Tentando desconstruir o tema, Gilda Nunes Barata avançou que o próprio nascimento ” já é desilusão, o corte do cordão umbilical é desilusão”. A criação, um começo, feito através de palavras e não palavras, tenta “desdobrar o conceito em momentos”.  Levantando também ela algumas questões perguntou qual o acto criativo “que não quer ser contraditório”. E, na sua opinião, a desilusão tem sempre duas direcções: “desiludir, voltar a desiludir”.
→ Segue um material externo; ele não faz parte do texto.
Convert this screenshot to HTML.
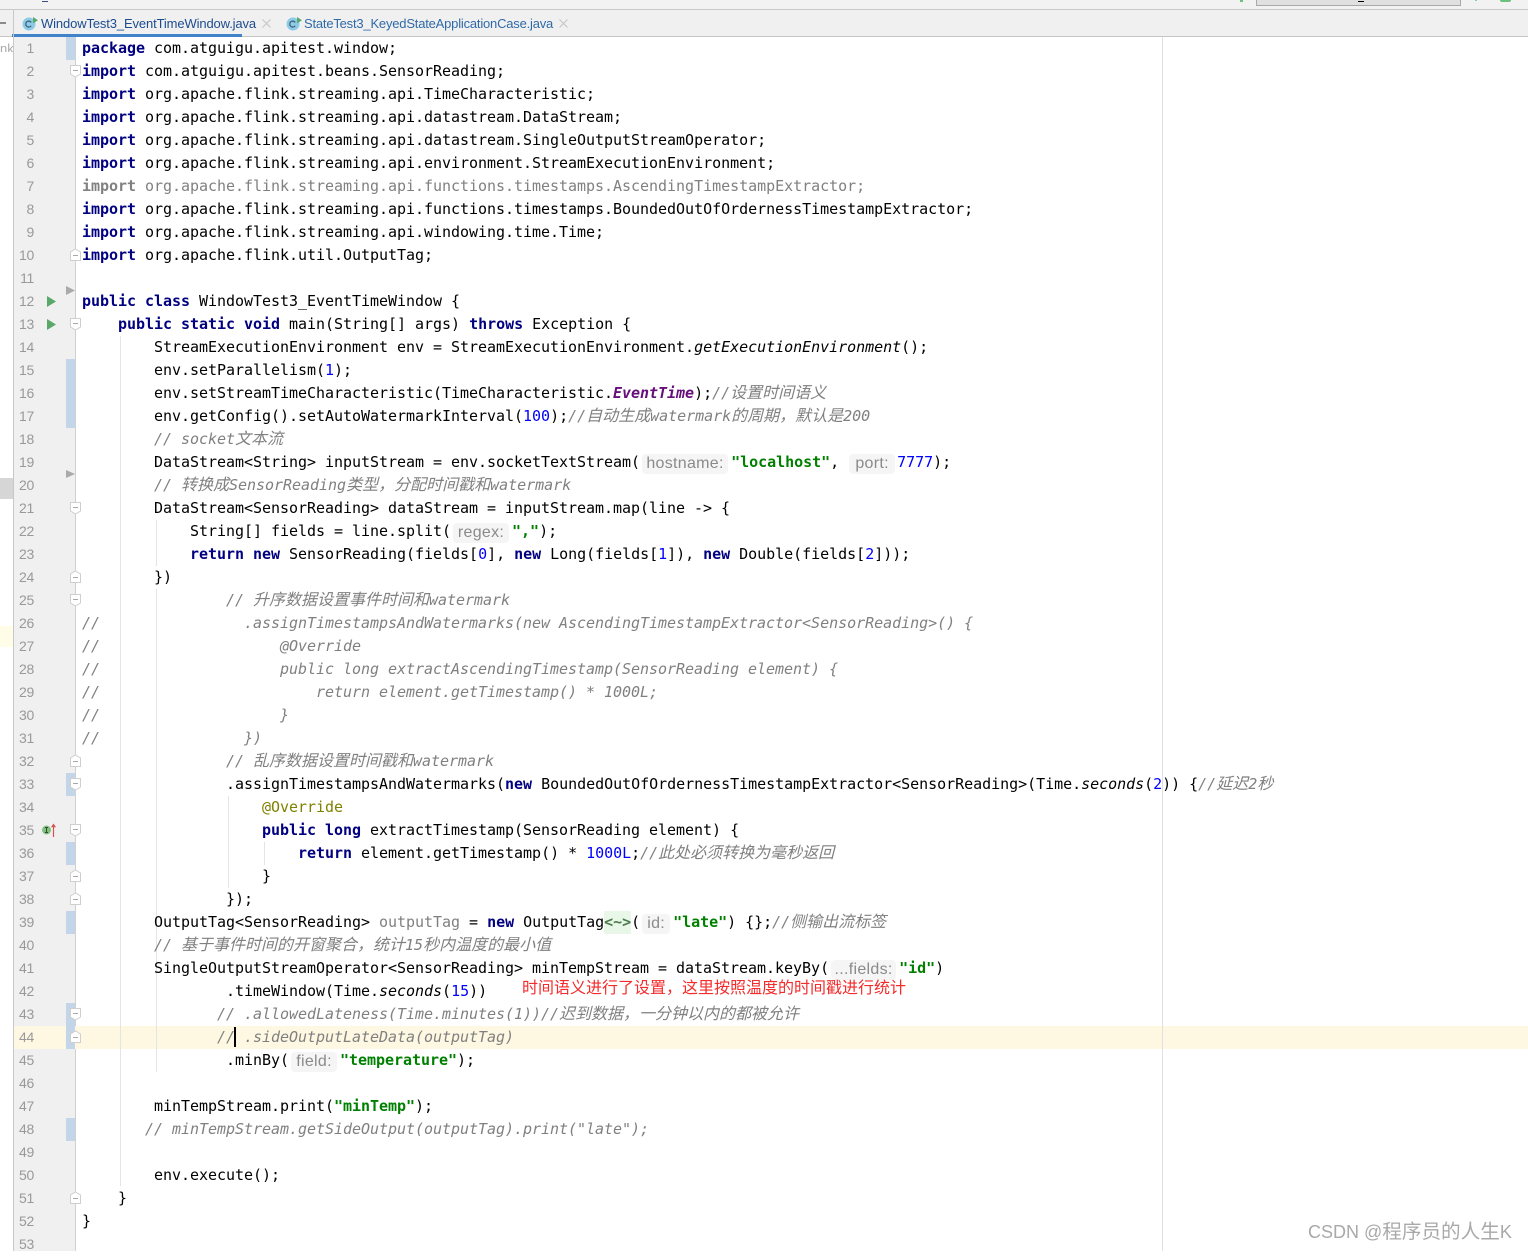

Lamentando-se com a fraca sorte de ter um nome começado em Z, que o obriga a ser o último, Zuenir Ventura, jornalista e escritor brasileiro, trouxe boas gargalhas ao Auditório. “Também não sabia que esta frase era da Agustina, mas, se permitirem a paródia, na minha opinião é ‘Eu escrevo para iludir com mérito’. Eu não gosto de escrever, eu  gosto de ter escrito”, brincou. “ É que esta é uma tarefa penosa, temos que procurar o adjectivo certo”, exemplificou. Uma afirmação estranha para quem escolheu ser jornalista e, posteriormente, escritor. Mas Zuenir Ventura contou que até tal escolha de profissões foi um acaso. “Nunca pensei ser jornalista nem escritor, mas não consigo viver sem fazer outra coisa”. Anda assim entre dois mundos, um pede realidade, outro pede ficção. A escrita, essa já se tornou uma segunda pele para o escritor que, para exemplificar esta dualidade entre realidade e ficção, entre ilusão e desilusão, contou como, hoje de manhã, lhe perguntaram se Cátia, personagem do livro Inveja – Mal Secreto (que o autor irá apresentar amanhã no decorrer do Correntes) era real. “Ali tudo é mentira, com algumas verdades. “

E assim se mataram as saudades dos debates animados que Correntes d’Escritas sempre proporcionou. Amanhã há mais, às 10h30, com a 2ª mesa de debate, novamente no Auditório Municipal.